Exercise goal: Tally every line of the material that includes "React", then give the tally and nothing else.
****
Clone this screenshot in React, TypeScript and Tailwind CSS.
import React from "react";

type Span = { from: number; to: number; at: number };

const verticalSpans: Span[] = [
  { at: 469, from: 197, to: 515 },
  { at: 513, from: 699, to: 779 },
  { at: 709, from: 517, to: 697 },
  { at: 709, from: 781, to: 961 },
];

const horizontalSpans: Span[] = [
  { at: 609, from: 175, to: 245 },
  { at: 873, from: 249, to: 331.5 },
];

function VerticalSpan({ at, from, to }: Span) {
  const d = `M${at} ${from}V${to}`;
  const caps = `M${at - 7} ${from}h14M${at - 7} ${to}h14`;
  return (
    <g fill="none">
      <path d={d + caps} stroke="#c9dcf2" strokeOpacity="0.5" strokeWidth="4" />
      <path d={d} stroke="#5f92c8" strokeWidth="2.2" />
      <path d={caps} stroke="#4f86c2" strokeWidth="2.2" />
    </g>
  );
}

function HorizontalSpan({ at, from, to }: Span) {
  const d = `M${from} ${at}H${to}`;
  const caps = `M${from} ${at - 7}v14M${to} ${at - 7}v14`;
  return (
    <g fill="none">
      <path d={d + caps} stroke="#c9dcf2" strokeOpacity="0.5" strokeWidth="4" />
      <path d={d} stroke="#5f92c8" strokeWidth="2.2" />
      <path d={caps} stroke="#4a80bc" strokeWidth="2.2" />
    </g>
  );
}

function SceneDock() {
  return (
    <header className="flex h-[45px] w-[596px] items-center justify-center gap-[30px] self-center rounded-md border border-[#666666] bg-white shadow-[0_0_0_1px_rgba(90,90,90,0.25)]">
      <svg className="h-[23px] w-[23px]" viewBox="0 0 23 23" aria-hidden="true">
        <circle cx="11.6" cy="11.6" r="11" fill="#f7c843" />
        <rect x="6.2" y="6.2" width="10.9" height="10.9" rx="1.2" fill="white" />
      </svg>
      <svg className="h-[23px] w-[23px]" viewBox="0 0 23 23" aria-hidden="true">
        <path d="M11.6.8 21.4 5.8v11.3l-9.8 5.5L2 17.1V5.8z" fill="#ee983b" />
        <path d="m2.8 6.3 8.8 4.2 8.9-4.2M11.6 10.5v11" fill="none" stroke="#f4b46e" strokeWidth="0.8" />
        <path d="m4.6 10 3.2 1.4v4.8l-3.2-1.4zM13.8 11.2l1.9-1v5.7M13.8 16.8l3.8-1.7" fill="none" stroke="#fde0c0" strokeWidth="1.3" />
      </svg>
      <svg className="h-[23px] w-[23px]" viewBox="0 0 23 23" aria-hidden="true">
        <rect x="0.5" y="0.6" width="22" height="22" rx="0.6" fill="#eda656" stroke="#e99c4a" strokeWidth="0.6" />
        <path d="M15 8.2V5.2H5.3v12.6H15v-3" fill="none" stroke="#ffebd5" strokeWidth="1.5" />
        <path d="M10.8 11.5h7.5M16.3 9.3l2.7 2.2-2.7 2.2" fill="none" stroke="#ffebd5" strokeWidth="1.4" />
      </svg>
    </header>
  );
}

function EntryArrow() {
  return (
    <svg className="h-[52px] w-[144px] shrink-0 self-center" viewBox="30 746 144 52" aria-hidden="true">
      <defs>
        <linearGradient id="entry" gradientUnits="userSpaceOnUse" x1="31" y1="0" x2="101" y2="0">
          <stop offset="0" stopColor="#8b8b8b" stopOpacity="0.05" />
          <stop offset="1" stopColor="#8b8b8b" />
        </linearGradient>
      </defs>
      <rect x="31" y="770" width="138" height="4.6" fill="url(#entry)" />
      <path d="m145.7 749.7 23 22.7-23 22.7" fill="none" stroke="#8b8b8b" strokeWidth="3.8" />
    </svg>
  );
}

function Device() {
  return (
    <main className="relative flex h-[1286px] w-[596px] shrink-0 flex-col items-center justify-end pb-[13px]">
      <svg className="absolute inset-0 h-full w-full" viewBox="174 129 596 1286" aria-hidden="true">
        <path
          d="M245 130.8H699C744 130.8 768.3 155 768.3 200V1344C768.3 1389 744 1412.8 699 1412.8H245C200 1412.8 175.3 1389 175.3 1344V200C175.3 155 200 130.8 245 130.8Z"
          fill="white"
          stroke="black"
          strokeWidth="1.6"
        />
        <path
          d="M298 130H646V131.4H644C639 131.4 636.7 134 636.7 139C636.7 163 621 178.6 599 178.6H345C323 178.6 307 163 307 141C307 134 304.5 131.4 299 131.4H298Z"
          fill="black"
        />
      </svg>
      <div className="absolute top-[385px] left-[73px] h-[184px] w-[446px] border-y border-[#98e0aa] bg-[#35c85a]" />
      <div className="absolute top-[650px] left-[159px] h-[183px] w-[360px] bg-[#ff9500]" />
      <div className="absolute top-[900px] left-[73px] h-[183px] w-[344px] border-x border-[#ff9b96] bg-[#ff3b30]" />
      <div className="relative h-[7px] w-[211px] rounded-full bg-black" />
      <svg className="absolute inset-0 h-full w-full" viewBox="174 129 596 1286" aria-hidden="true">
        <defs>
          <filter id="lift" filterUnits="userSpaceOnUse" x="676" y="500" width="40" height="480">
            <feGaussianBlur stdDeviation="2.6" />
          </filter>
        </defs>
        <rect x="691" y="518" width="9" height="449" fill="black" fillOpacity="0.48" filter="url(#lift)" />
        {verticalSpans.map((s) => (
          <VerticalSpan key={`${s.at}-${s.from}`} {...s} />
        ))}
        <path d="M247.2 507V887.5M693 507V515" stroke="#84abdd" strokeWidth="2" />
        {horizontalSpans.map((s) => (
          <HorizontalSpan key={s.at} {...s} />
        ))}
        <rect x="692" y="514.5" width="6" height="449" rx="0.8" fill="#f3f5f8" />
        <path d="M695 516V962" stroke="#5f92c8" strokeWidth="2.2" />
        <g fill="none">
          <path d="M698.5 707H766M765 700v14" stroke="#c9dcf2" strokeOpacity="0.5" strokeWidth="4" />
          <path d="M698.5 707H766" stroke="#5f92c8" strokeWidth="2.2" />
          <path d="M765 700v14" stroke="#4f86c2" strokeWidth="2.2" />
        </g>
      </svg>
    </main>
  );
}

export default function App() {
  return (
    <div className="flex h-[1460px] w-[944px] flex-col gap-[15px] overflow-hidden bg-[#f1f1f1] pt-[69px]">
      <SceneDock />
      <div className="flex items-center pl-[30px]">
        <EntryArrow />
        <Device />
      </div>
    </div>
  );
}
****
Response to the task: 2